Return the number of lines holding "this", with nothing added.

::::

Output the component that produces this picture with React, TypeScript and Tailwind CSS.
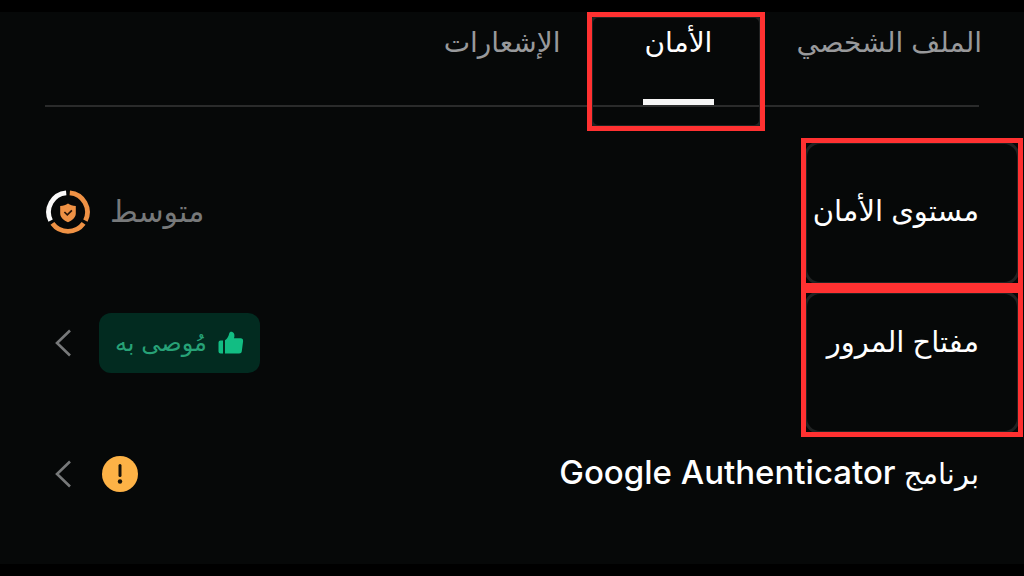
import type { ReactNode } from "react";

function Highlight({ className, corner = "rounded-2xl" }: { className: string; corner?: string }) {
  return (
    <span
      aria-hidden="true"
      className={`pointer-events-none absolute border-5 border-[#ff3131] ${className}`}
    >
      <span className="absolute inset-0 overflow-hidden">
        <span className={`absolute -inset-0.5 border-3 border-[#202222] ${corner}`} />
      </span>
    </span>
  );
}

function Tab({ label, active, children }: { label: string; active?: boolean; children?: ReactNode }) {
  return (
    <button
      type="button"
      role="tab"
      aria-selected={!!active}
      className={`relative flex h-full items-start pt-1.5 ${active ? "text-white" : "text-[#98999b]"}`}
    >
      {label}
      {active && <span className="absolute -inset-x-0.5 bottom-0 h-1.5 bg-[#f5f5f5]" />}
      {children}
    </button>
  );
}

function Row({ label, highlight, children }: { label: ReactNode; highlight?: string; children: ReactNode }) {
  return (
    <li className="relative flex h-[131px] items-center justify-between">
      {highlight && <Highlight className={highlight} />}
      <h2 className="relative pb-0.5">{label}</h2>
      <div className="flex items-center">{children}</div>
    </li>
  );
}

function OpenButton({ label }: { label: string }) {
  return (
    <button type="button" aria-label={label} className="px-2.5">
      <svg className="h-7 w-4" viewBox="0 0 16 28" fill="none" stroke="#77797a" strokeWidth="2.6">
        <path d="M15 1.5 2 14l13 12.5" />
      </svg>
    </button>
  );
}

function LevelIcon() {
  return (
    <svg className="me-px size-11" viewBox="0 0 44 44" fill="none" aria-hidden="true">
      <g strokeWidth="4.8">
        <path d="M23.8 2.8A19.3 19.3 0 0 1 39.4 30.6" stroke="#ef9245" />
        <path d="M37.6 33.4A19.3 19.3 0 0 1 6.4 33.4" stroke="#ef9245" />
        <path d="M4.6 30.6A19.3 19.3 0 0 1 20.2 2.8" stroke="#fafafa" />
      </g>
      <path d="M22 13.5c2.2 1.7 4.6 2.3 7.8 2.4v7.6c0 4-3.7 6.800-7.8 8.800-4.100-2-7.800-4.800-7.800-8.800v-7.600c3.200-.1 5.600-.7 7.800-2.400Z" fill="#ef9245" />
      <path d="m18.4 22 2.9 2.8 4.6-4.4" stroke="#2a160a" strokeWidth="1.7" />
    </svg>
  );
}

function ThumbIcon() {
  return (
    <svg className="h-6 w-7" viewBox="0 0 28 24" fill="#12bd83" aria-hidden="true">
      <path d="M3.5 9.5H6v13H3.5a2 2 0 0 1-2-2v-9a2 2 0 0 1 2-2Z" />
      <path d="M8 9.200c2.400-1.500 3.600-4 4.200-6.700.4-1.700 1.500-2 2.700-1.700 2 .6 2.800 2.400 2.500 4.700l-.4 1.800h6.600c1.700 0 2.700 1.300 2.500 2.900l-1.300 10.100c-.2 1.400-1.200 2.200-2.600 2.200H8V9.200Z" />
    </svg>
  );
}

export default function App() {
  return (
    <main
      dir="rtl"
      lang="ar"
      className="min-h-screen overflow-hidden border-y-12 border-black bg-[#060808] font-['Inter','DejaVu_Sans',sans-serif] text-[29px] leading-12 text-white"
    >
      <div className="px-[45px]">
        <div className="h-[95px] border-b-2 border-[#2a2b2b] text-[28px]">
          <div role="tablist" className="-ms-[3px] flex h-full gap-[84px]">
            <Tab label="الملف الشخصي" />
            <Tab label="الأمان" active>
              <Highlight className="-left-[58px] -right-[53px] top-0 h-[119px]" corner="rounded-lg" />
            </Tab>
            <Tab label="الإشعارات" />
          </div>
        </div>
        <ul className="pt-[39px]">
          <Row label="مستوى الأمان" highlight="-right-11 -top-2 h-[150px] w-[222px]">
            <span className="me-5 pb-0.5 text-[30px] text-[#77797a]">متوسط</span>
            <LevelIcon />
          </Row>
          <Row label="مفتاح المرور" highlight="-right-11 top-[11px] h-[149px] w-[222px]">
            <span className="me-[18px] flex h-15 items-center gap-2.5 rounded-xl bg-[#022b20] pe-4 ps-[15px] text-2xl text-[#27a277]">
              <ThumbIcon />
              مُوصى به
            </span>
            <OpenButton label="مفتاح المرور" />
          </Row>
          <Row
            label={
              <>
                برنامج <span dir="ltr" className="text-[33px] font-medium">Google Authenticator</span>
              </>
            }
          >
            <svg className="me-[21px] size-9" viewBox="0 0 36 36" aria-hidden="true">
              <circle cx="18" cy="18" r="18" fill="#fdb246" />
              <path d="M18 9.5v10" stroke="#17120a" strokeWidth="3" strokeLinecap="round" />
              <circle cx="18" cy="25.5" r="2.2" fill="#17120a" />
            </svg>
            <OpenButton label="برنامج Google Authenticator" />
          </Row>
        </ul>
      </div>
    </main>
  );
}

::::

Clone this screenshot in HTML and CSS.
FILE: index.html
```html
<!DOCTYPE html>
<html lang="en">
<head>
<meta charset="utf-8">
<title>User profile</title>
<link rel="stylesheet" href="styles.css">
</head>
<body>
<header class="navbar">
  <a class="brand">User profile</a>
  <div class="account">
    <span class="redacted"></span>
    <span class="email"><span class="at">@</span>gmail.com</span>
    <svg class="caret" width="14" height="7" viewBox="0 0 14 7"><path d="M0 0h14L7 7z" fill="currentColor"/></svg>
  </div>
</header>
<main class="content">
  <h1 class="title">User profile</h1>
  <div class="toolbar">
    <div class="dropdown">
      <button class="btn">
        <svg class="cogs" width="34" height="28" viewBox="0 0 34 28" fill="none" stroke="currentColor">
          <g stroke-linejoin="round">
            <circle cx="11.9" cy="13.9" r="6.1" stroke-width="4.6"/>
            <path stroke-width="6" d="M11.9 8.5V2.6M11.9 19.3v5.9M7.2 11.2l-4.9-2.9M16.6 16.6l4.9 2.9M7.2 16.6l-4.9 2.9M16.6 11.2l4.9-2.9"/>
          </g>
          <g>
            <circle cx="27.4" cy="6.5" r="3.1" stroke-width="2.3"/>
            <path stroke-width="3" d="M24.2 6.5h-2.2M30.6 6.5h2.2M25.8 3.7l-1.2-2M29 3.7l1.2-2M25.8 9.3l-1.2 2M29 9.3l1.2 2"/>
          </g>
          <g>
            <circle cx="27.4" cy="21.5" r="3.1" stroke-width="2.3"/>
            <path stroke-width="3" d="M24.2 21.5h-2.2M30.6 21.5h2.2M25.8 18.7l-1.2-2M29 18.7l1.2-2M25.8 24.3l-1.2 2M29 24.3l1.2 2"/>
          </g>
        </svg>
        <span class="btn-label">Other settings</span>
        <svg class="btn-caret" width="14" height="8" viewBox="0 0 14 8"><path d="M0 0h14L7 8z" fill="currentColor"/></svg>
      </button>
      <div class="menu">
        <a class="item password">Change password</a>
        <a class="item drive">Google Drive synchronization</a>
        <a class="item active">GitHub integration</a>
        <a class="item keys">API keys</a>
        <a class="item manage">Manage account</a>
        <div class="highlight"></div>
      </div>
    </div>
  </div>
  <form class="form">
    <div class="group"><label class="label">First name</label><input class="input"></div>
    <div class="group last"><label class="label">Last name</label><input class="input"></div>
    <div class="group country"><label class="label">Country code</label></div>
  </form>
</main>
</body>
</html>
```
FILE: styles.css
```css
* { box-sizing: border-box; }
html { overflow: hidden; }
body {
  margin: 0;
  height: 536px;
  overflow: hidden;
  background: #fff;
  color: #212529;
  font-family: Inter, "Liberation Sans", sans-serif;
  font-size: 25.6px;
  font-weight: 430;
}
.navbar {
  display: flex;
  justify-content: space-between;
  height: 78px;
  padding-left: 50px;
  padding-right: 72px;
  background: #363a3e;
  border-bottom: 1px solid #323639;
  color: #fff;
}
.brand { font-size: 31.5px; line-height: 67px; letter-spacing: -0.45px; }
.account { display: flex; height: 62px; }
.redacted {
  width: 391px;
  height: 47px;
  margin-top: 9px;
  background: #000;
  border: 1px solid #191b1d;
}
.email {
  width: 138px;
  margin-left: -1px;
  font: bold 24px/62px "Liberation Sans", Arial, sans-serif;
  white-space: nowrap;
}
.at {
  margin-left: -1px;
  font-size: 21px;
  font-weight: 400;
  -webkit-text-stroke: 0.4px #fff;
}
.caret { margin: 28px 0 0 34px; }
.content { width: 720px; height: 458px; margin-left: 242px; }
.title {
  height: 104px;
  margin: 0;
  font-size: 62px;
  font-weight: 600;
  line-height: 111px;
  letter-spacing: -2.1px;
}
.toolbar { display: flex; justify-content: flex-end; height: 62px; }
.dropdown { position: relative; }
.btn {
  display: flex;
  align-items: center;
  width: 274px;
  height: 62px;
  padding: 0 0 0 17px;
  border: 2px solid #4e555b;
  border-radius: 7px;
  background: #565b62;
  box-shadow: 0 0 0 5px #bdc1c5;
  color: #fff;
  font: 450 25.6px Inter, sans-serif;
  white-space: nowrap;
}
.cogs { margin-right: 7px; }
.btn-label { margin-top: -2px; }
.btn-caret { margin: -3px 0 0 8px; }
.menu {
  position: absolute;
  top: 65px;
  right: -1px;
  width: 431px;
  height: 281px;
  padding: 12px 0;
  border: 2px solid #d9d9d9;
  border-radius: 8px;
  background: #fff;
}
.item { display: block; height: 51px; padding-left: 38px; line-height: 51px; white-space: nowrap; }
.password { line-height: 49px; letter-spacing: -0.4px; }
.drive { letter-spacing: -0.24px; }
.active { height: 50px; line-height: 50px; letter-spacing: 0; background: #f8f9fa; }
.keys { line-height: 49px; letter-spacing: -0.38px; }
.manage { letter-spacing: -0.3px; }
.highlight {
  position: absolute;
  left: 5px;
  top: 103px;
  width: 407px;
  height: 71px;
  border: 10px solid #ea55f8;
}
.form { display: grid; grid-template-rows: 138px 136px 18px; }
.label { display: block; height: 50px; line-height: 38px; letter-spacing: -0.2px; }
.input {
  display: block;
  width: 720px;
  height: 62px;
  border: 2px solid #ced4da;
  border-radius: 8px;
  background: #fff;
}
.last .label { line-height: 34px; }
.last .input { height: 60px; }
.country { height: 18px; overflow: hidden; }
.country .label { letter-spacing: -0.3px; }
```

::::

- [Reply to the exercise] 2